Chalice – Trembling Crown (High Roller Records)Sunday, 27th December 2020
Composing songs over the past five years, Finnish melodic heavy metal band Chalice have been slowly establishing themselves – releasing a 2017 demo and three-song seven-inch follow up “Silver Cloak” last year. Trembling Crown as the debut full-length explores more of their epic-oriented material, giving the listener seven tracks of engaging riffs, unique vocal melodies, and semi-progressive tempo changes that certainly evoke memories of 70’s and 80’s-eras for metal and beyond.
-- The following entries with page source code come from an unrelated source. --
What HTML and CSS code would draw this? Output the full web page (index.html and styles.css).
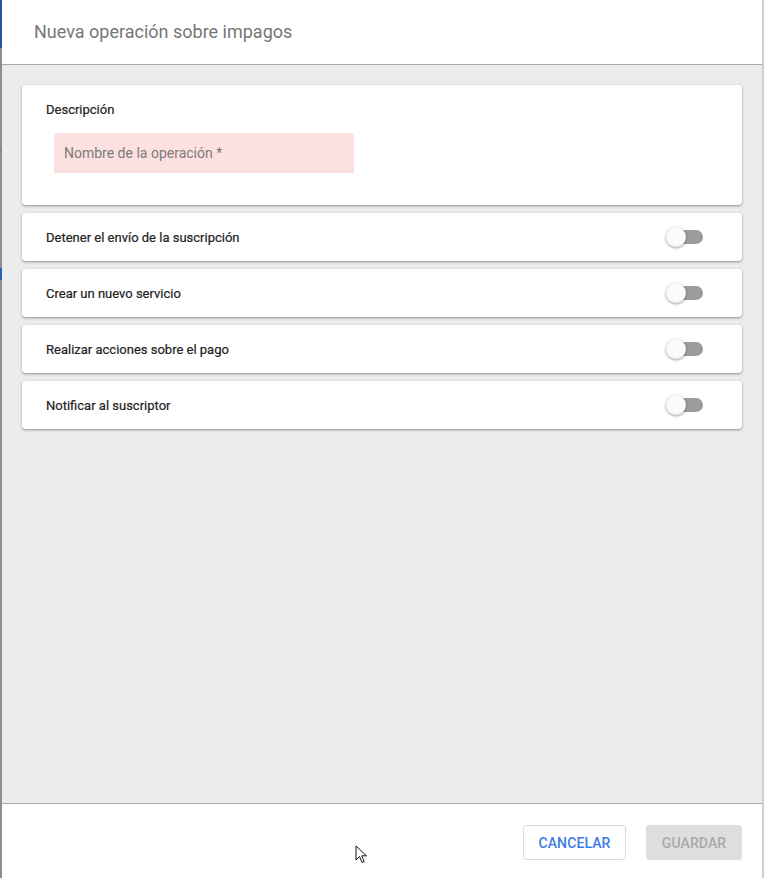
FILE: index.html
```html
<!DOCTYPE html>
<html lang="es">
<head>
<meta charset="utf-8">
<title>Nueva operación sobre impagos</title>
<link rel="stylesheet" href="styles.css">
</head>
<body>
<div class="screen">
  <div class="edge edge-left"></div>
  <div class="dialog">
    <header class="dialog-header">
      <h1 class="dialog-title">Nueva operación sobre impagos</h1>
    </header>
    <main class="dialog-body">
      <section class="card card-desc">
        <div class="card-label">Descripción</div>
        <div class="input-field">
          <span class="placeholder">Nombre de la operación *</span>
        </div>
      </section>
      <section class="card card-toggle">
        <span class="toggle-label">Detener el envío de la suscripción</span>
        <span class="switch"><span class="track"></span><span class="thumb"></span></span>
      </section>
      <section class="card card-toggle">
        <span class="toggle-label">Crear un nuevo servicio</span>
        <span class="switch"><span class="track"></span><span class="thumb"></span></span>
      </section>
      <section class="card card-toggle">
        <span class="toggle-label">Realizar acciones sobre el pago</span>
        <span class="switch"><span class="track"></span><span class="thumb"></span></span>
      </section>
      <section class="card card-toggle">
        <span class="toggle-label">Notificar al suscriptor</span>
        <span class="switch"><span class="track"></span><span class="thumb"></span></span>
      </section>
    </main>
    <footer class="dialog-footer">
      <button class="btn btn-cancel" type="button">CANCELAR</button>
      <button class="btn btn-save" type="button" disabled>GUARDAR</button>
    </footer>
  </div>
  <div class="edge edge-right"></div>
  <svg class="cursor" width="14" height="20" viewBox="0 0 14 20" aria-hidden="true">
    <path d="M1 1 L1 15 L4.5 11.5 L7 17.5 L9.2 16.6 L6.8 10.8 L11.5 10.8 Z" fill="#fff" stroke="#111" stroke-width="1" stroke-linejoin="round"/>
  </svg>
</div>
</body>
</html>
```

FILE: styles.css
```css
* { box-sizing: border-box; }
html, body { margin: 0; padding: 0; }
body {
  font-family: Roboto, "Noto Sans", "Liberation Sans", sans-serif;
  background: #8c8c8c;
}
.screen {
  position: relative;
  display: flex;
  width: 764px;
  height: 878px;
  overflow: hidden;
}
.edge { flex: 0 0 2px; }
.edge-left {
  background: linear-gradient(to bottom, #2b52a3 0, #2b52a3 48px, #8e8e8e 48px, #8e8e8e 150px, #7a7a7a 150px, #7a7a7a 151px, #8e8e8e 151px, #8e8e8e 268px, #2b5fc0 268px, #2b5fc0 280px, #8e8e8e 280px);
}
.edge-right {
  background: #cfcfcf;
}
.dialog {
  flex: 0 0 760px;
  display: flex;
  flex-direction: column;
  background: #fff;
}
.dialog-header {
  height: 65px;
  border-bottom: 1px solid #ababab;
  display: flex;
  align-items: center;
  padding: 0 32px;
}
.dialog-title {
  margin: 0;
  font-size: 18px;
  font-weight: 400;
  color: #777;
  position: relative;
  top: -1px;
}
.dialog-body {
  flex: 1;
  background: #ececec;
  padding: 20px 20px;
  display: flex;
  flex-direction: column;
  gap: 8px;
}
.card {
  background: #fff;
  border-radius: 4px;
  box-shadow: 0 1px 3px rgba(0, 0, 0, 0.32), 0 1px 1px rgba(0, 0, 0, 0.1);
}
.card-desc {
  height: 120px;
  padding: 17px 24px 0;
}
.card-label {
  font-size: 13px;
  color: #222;
  line-height: 16px;
  font-weight: 400;
  -webkit-text-stroke: 0.2px #222;
}
.input-field {
  margin-top: 15px;
  margin-left: 8px;
  width: 300px;
  height: 40px;
  background: #fde1e1;
  border-radius: 2px 2px 0 0;
  display: flex;
  align-items: center;
  padding-left: 10px;
}
.placeholder {
  font-size: 14px;
  color: #7a7a7a;
}
.card-toggle {
  height: 48px;
  display: flex;
  align-items: center;
  justify-content: space-between;
  padding: 0 39px 0 24px;
}
.toggle-label {
  font-size: 13px;
  color: #222;
  font-weight: 400;
  -webkit-text-stroke: 0.2px #222;
}
.switch {
  position: relative;
  width: 37px;
  height: 20px;
  display: block;
}
.track {
  position: absolute;
  right: 0;
  top: 3px;
  width: 34px;
  height: 14px;
  border-radius: 7px;
  background: #9b9b9b;
}
.thumb {
  position: absolute;
  left: 0;
  top: 0;
  width: 20px;
  height: 20px;
  border-radius: 50%;
  background: #fafafa;
  box-shadow: 0 1px 3px rgba(0, 0, 0, 0.4);
}
.dialog-footer {
  height: 75px;
  border-top: 1px solid #ababab;
  display: flex;
  justify-content: flex-end;
  align-items: flex-start;
  padding: 21px 20px 0;
  gap: 20px;
}
.btn {
  height: 35px;
  border-radius: 3px;
  font-family: Roboto, "Noto Sans", "Liberation Sans", sans-serif;
  font-size: 14px;
  font-weight: 500;
  letter-spacing: 0.1px;
  padding: 0;
  cursor: pointer;
}
.btn-cancel {
  width: 103px;
  background: #fff;
  border: 1px solid #dcdcdc;
  color: #3d7be6;
}
.btn-save {
  width: 96px;
  background: #dedede;
  border: none;
  color: #a9a9a9;
}
.cursor {
  position: absolute;
  left: 355px;
  top: 845px;
}
```
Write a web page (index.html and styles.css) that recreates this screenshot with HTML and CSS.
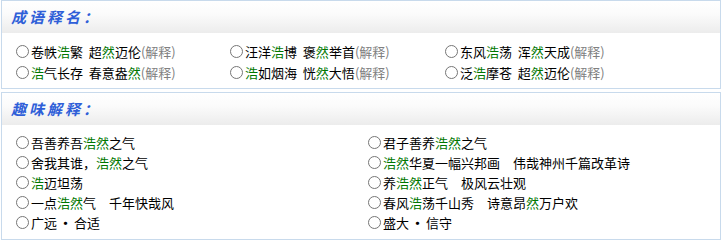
FILE: index.html
```html
<!DOCTYPE html>
<html lang="zh-CN">
<head>
    <meta charset="UTF-8">
    <title>浩然</title>
    <link rel="stylesheet" href="styles.css">
</head>
<body>
    <div class="box">
        <div class="box-hd">成语释名：</div>
        <ul class="box-bd list3">
            <li><input type="radio" name="cy">卷帙<em>浩</em>繁&nbsp; 超<em>然</em>迈伦<a class="jieshi">(解释)</a></li>
            <li><input type="radio" name="cy">汪洋<em>浩</em>博&nbsp; 褒<em>然</em>举首<a class="jieshi">(解释)</a></li>
            <li><input type="radio" name="cy">东风<em>浩</em>荡&nbsp; 浑<em>然</em>天成<a class="jieshi">(解释)</a></li>
            <li><input type="radio" name="cy"><em>浩</em>气长存&nbsp; 春意盎<em>然</em><a class="jieshi">(解释)</a></li>
            <li><input type="radio" name="cy"><em>浩</em>如烟海&nbsp; 恍<em>然</em>大悟<a class="jieshi">(解释)</a></li>
            <li><input type="radio" name="cy">泛<em>浩</em>摩苍&nbsp; 超<em>然</em>迈伦<a class="jieshi">(解释)</a></li>
        </ul>
    </div>
    <div class="box box2">
        <div class="box-hd">趣味解释：</div>
        <ul class="box-bd list2">
            <li><input type="radio" name="qw">吾善养吾<em>浩然</em>之气</li>
            <li><input type="radio" name="qw">君子善养<em>浩然</em>之气</li>
            <li><input type="radio" name="qw">舍我其谁，<em>浩然</em>之气</li>
            <li><input type="radio" name="qw"><em>浩然</em>华夏一幅兴邦画　伟哉神州千篇改革诗</li>
            <li><input type="radio" name="qw"><em>浩</em>迈坦荡</li>
            <li><input type="radio" name="qw">养<em>浩然</em>正气　极风云壮观</li>
            <li><input type="radio" name="qw">一点<em>浩然</em>气　千年快哉风</li>
            <li><input type="radio" name="qw">春风<em>浩</em>荡千山秀　诗意昂<em>然</em>万户欢</li>
            <li><input type="radio" name="qw">广远<b class="dot">•</b>合适</li>
            <li><input type="radio" name="qw">盛大<b class="dot">•</b>信守</li>
        </ul>
    </div>
</body>
</html>
```

FILE: styles.css
```css
body{
    margin:0;
    font-family:"Noto Sans CJK SC","Noto Sans",sans-serif;
    font-size:13px;
    color:#000;
}
ul{
    list-style:none;
    padding:0;
    margin:0;
}
em{
    font-style:normal;
    color:#007700;
}
.box{
    width:718px;
    margin:0 1px;
    border:1px solid #c8daec;
}
.box2{
    margin-top:3px;
}
.box-hd{
    height:32px;
    line-height:32px;
    padding-left:9px;
    background:linear-gradient(#ffffff 0%,#fbfbfb 40%,#ececec 100%);
    color:#2f5fd8;
    font-size:15px;
    font-weight:bold;
    font-style:italic;
    letter-spacing:3px;
}
.box-bd{
    display:grid;
    padding:8px 0 5px 14px;
}
.box-bd li{
    display:flex;
    align-items:center;
    white-space:nowrap;
}
.box-bd input{
    width:13px;
    height:13px;
    margin:0 2px 0 0;
}
/* 成语 三列 */
.list3{
    grid-template-columns:214px 215px 215px;
    grid-auto-rows:21px;
}
/* 趣味 两列 */
.list2{
    grid-template-columns:352px 352px;
    grid-auto-rows:20px;
    padding-top:7px;
    padding-bottom:7px;
}
.jieshi{
    color:#808080;
    cursor:pointer;
}
.dot{
    font-size:13px;
    margin:0 2px;
}
```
Pagan-like guitar melodies penetrate “Night’s Hands”, the alluring rhythms circular against the progressive tempo changes – while the follow-up title cut features some fascinating Wishbone Ash/ Manilla Road-ish foundational elements as far as the mysterious guitar passages and quiet to mid-range vocal parts. There’s so much to take in song to song – listeners one moment can key in on the flamenco-acoustic/rhythmic handclap accents, the pumping bass against the Manowar/Bathory-esque axe heroics the next, or the healthy dose of twin harmonies throughout. The main vocals from guitarist Verneri Benjamin Pouttu have that odd touch – not of a normal metal world, the ancient, mystical charm should appeal to those familiar with Pagan Altar or Manilla Road, able to match the doom-like “Stars” with morose moodiness while evoking outer universe madness during “Hunger of the Depth”. The throwback production values and tones keep Chalice in that proto-metal to classic brigade – even through the layering of acoustic spirits next to the electric normality, you often think you are transporting yourself four to five decades previous when these songs run through your brain.
Cult-like probably in terms of vast understanding and appreciation, Trembling Crown is one of those albums that gains more appreciation through successive playbacks – especially when you listen deeply and intentionally. With half the songs reaching over seven-minutes (“Stars” the longest at 9:15), Chalice leaves everything on the table in hopes of attaining an epic following, so it may be best to get in on the ground running with this quartet.